# Problem details
Scan the listing below. Report each line that includes "with".

# Working data
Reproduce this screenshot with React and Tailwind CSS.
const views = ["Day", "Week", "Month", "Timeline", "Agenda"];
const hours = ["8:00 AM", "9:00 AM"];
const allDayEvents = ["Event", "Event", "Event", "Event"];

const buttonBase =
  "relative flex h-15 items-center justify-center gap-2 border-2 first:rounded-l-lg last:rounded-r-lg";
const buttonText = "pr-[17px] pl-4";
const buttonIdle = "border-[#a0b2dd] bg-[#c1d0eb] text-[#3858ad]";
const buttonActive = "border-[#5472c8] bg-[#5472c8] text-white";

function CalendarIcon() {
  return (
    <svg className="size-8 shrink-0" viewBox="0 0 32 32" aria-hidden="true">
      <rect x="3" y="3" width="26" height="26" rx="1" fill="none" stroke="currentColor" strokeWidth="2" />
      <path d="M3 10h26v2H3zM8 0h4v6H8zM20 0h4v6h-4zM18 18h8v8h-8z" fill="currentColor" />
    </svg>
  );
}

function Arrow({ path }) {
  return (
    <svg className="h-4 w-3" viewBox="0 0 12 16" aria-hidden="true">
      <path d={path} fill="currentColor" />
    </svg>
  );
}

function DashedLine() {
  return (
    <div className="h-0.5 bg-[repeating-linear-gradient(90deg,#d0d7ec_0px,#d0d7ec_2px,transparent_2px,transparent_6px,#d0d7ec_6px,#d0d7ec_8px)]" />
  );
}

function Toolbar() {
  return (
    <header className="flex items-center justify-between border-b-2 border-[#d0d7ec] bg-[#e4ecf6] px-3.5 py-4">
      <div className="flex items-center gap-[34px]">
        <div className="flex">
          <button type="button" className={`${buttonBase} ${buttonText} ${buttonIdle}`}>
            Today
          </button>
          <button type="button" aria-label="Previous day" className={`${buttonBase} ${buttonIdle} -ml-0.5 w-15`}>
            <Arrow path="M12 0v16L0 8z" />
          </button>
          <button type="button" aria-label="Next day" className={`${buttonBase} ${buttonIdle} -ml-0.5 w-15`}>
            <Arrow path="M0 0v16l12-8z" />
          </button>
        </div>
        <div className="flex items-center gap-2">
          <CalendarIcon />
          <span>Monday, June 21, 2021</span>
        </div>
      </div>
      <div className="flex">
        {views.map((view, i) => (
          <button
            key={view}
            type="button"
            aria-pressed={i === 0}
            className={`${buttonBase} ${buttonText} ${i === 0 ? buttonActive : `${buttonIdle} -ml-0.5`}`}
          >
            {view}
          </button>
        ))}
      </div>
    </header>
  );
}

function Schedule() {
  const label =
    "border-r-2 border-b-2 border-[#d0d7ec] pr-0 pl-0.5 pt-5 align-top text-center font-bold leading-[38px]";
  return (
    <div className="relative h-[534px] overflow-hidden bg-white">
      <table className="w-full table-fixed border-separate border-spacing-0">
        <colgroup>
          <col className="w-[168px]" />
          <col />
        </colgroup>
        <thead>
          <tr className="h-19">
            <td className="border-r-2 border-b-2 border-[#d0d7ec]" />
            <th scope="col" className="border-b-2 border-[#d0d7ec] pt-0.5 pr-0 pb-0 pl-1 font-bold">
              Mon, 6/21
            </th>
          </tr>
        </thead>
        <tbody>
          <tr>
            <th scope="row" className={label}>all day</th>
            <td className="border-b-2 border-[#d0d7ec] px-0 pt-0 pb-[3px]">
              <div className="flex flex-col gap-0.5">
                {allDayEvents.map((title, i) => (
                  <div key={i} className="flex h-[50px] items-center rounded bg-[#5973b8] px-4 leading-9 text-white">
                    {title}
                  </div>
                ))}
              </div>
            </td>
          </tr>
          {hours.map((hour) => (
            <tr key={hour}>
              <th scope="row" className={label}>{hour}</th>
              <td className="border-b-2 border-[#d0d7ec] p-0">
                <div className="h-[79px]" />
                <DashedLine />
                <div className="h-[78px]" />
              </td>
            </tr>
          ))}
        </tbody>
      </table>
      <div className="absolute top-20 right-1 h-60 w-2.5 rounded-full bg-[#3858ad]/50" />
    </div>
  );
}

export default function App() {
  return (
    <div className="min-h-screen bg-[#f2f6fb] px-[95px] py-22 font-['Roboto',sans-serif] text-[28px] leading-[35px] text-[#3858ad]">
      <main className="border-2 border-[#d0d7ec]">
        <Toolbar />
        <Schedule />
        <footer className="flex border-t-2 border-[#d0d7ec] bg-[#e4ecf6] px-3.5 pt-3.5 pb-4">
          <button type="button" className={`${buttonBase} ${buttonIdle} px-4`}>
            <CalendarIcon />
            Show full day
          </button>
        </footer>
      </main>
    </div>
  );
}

==

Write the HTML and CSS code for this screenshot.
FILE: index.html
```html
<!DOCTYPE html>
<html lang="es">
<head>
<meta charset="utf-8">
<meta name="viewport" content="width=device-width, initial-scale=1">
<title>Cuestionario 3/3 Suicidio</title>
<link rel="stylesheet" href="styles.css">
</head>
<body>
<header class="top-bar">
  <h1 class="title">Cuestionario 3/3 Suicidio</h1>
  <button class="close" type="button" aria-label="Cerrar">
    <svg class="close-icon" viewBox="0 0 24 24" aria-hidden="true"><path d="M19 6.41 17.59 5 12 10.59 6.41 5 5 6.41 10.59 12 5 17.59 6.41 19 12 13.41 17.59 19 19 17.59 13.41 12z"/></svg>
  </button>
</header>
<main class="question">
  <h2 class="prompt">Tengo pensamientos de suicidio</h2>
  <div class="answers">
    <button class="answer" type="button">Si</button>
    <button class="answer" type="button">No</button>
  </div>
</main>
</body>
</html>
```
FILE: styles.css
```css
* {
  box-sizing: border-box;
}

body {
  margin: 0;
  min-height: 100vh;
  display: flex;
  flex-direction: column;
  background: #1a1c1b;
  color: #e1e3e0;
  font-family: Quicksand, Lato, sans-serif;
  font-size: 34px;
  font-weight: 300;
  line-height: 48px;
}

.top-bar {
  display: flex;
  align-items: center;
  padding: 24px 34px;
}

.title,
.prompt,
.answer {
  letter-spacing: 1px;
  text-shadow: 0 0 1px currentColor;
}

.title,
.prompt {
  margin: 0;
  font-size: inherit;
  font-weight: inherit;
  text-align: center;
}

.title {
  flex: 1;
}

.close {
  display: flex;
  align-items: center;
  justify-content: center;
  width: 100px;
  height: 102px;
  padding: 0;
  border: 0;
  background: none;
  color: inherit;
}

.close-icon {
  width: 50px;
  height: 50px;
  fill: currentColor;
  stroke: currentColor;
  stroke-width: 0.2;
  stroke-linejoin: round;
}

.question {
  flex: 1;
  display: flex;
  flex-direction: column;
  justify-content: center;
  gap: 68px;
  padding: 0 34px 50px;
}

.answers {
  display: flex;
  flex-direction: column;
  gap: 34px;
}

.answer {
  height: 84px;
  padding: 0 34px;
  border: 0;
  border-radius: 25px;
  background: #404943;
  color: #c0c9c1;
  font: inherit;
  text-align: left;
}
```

...

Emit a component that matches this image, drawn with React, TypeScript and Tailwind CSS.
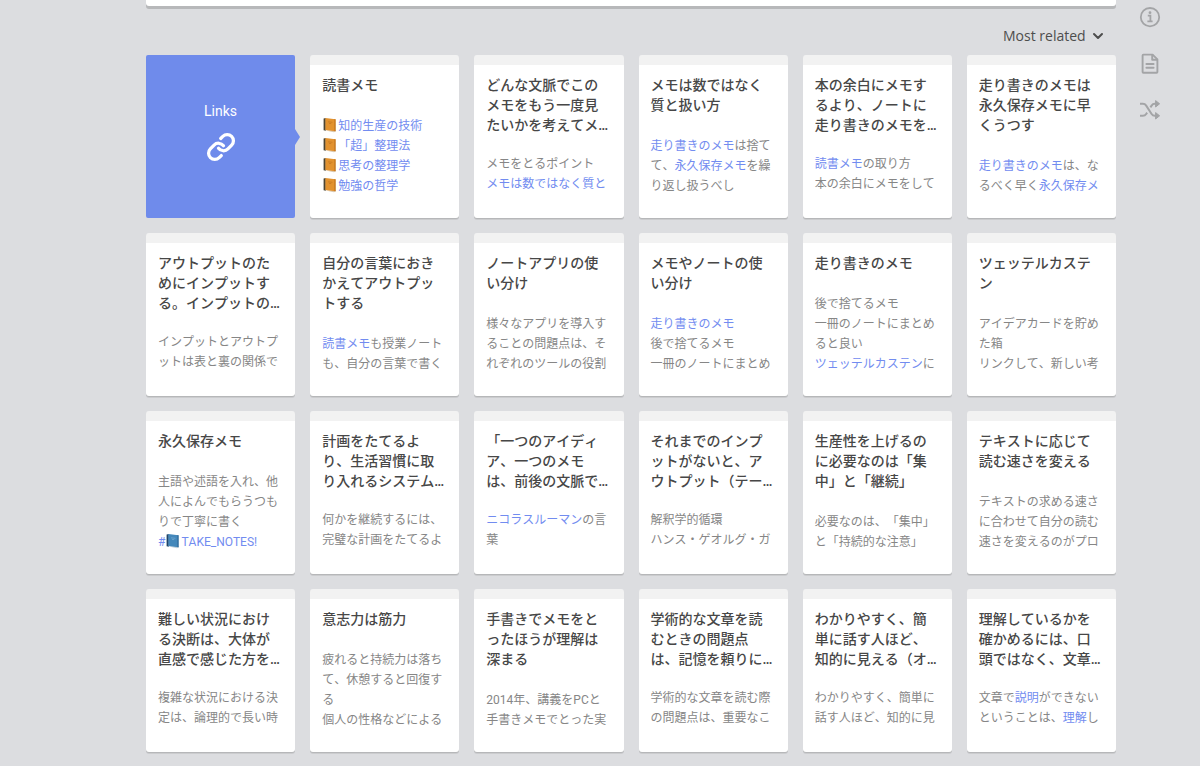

# Solved exercise
Reproduce this screenshot with React and Tailwind CSS.
Emit a component that matches this image, drawn with React, TypeScript and Tailwind CSS.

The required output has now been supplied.